(WORK REQUIRED):
From the listing below, restate word for word the lines from the line containing "Reproduce this screenshot" down through the line containing "const [selected, setSelected]". Exclude pictures.

[Begin RECORDS PROVIDED]

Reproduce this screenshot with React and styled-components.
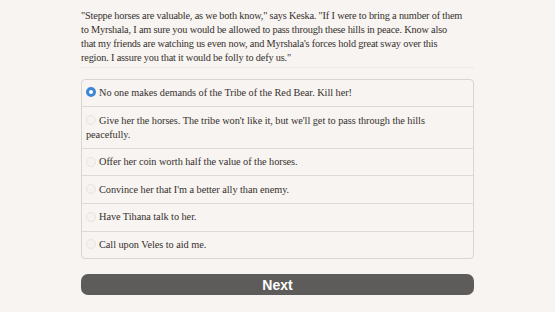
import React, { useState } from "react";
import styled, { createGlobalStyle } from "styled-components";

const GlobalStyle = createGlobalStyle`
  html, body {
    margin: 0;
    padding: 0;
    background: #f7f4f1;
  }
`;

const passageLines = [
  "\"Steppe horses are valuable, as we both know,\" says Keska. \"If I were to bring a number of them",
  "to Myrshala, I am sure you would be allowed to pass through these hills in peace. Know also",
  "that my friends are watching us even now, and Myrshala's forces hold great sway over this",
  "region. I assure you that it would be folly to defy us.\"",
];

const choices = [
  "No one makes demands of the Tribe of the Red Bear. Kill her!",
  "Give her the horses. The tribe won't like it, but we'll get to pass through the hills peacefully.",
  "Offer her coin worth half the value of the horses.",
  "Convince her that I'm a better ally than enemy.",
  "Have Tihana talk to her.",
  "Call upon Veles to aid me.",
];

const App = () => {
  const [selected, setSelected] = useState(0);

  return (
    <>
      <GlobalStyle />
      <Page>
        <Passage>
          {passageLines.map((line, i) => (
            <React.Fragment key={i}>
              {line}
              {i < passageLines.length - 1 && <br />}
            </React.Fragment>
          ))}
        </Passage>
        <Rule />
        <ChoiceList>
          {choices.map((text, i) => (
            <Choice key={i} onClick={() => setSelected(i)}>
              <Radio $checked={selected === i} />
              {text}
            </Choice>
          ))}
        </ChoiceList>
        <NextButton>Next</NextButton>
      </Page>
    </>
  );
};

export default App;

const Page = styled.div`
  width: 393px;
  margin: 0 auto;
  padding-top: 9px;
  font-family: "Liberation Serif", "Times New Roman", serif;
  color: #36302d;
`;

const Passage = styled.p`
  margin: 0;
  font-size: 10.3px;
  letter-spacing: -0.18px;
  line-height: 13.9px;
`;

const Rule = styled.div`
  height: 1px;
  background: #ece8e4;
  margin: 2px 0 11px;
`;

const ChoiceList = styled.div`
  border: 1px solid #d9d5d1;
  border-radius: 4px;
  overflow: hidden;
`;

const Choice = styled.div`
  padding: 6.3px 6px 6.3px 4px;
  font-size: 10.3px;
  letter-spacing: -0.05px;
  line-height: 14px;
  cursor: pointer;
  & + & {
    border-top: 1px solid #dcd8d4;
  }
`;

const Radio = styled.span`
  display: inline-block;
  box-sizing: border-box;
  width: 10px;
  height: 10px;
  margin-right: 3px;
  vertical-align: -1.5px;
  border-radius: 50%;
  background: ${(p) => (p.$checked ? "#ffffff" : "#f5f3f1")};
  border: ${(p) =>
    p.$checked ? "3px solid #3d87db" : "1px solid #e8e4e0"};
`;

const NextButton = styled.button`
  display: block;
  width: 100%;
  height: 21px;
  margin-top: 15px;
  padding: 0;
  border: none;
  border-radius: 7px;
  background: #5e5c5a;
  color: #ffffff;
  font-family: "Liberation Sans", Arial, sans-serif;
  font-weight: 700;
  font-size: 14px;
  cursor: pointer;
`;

[End RECORDS PROVIDED]
[Begin RECORDS PROVIDED]

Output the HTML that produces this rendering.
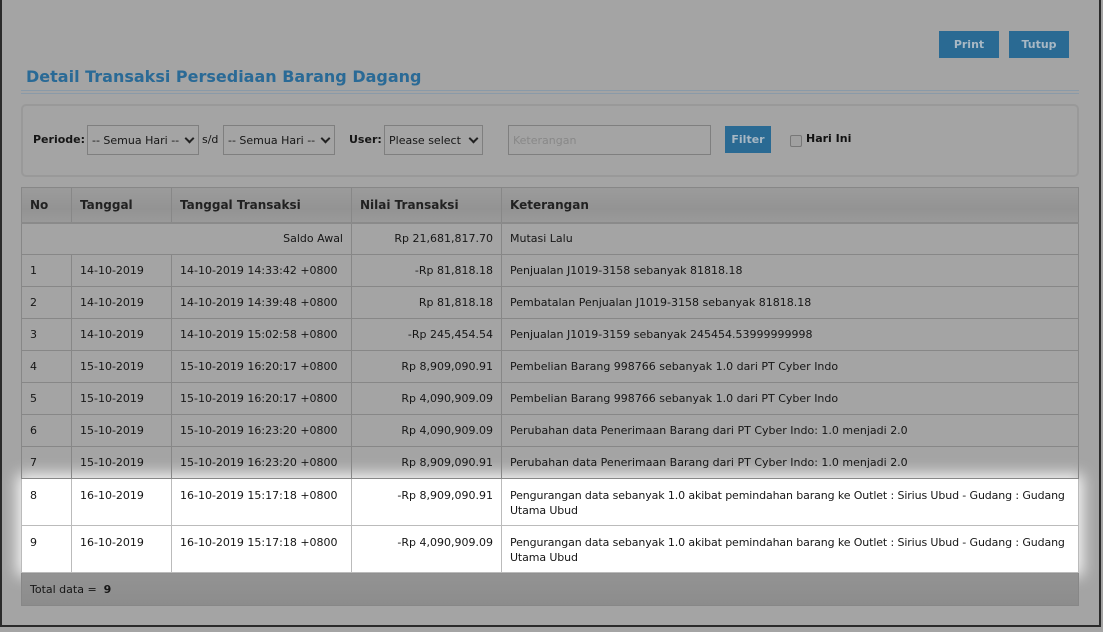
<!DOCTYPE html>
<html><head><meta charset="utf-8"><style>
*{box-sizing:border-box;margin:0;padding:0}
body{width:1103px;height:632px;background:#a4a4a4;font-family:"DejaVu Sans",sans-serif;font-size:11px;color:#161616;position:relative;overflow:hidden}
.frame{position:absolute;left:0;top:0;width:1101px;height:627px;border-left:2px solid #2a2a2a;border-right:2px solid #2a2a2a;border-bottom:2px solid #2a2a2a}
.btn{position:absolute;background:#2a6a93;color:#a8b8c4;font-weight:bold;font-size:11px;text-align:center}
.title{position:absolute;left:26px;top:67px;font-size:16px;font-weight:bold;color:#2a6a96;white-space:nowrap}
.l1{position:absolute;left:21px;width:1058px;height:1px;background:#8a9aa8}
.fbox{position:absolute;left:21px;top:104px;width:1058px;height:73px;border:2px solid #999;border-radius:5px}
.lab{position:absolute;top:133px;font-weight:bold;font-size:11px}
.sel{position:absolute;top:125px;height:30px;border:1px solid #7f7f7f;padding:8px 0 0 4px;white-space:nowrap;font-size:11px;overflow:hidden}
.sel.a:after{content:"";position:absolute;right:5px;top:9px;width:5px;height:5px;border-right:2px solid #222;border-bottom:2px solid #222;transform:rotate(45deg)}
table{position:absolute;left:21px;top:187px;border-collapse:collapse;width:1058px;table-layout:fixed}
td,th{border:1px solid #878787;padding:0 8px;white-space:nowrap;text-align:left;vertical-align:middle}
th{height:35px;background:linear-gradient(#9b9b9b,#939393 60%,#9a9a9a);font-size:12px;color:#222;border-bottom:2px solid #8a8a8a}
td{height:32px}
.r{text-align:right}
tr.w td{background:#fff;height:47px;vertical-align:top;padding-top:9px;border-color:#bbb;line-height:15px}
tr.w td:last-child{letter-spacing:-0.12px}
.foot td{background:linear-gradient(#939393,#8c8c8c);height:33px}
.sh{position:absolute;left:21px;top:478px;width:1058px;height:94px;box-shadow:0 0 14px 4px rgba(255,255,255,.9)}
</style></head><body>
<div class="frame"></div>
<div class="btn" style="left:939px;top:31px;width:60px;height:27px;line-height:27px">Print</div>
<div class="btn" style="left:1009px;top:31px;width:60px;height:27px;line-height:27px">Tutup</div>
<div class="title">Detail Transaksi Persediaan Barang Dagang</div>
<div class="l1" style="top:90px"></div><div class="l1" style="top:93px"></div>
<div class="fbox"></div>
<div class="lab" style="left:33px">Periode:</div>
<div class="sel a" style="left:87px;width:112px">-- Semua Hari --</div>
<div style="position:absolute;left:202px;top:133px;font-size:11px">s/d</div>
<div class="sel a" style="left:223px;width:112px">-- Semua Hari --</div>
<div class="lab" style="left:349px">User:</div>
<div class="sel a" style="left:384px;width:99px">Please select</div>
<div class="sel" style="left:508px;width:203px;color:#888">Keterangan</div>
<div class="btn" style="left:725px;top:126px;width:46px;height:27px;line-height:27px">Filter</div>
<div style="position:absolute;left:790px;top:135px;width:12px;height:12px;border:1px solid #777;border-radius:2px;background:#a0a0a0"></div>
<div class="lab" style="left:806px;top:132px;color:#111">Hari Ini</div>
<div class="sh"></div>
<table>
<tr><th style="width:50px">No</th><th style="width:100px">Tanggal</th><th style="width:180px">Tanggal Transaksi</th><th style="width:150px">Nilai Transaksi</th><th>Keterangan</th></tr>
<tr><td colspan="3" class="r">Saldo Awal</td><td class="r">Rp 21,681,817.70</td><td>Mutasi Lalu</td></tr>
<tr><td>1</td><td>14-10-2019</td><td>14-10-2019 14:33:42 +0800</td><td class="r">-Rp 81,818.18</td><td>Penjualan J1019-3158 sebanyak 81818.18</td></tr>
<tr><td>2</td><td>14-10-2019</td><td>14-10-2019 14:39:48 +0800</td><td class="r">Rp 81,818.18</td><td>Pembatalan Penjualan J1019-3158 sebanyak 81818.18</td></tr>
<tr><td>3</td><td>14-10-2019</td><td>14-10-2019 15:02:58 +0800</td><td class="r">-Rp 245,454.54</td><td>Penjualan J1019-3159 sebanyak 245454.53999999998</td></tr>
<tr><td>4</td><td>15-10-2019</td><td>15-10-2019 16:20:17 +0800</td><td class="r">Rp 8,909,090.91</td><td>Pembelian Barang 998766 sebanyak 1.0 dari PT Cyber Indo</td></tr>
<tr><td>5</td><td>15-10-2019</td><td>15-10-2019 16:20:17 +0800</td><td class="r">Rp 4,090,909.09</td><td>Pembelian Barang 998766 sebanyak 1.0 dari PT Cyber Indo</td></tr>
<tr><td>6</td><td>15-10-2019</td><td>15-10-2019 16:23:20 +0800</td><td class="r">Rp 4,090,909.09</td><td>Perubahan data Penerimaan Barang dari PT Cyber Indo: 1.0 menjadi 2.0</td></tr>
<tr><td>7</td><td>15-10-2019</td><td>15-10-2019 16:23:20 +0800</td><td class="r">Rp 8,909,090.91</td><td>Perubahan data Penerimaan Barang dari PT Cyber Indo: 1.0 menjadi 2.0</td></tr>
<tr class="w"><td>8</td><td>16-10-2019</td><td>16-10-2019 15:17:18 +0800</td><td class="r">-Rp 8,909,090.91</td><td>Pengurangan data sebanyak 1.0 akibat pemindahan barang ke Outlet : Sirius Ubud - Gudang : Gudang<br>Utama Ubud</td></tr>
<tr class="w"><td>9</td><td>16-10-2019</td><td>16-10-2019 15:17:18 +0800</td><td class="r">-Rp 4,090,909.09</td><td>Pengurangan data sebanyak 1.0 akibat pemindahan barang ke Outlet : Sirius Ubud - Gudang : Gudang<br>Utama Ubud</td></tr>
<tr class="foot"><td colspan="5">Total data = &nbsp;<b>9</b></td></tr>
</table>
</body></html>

[End RECORDS PROVIDED]

(EXERCISE SOLUTION):
Reproduce this screenshot with React and styled-components.
import React, { useState } from "react";
import styled, { createGlobalStyle } from "styled-components";

const GlobalStyle = createGlobalStyle`
  html, body {
    margin: 0;
    padding: 0;
    background: #f7f4f1;
  }
`;

const passageLines = [
  "\"Steppe horses are valuable, as we both know,\" says Keska. \"If I were to bring a number of them",
  "to Myrshala, I am sure you would be allowed to pass through these hills in peace. Know also",
  "that my friends are watching us even now, and Myrshala's forces hold great sway over this",
  "region. I assure you that it would be folly to defy us.\"",
];

const choices = [
  "No one makes demands of the Tribe of the Red Bear. Kill her!",
  "Give her the horses. The tribe won't like it, but we'll get to pass through the hills peacefully.",
  "Offer her coin worth half the value of the horses.",
  "Convince her that I'm a better ally than enemy.",
  "Have Tihana talk to her.",
  "Call upon Veles to aid me.",
];

const App = () => {
  const [selected, setSelected] = useState(0);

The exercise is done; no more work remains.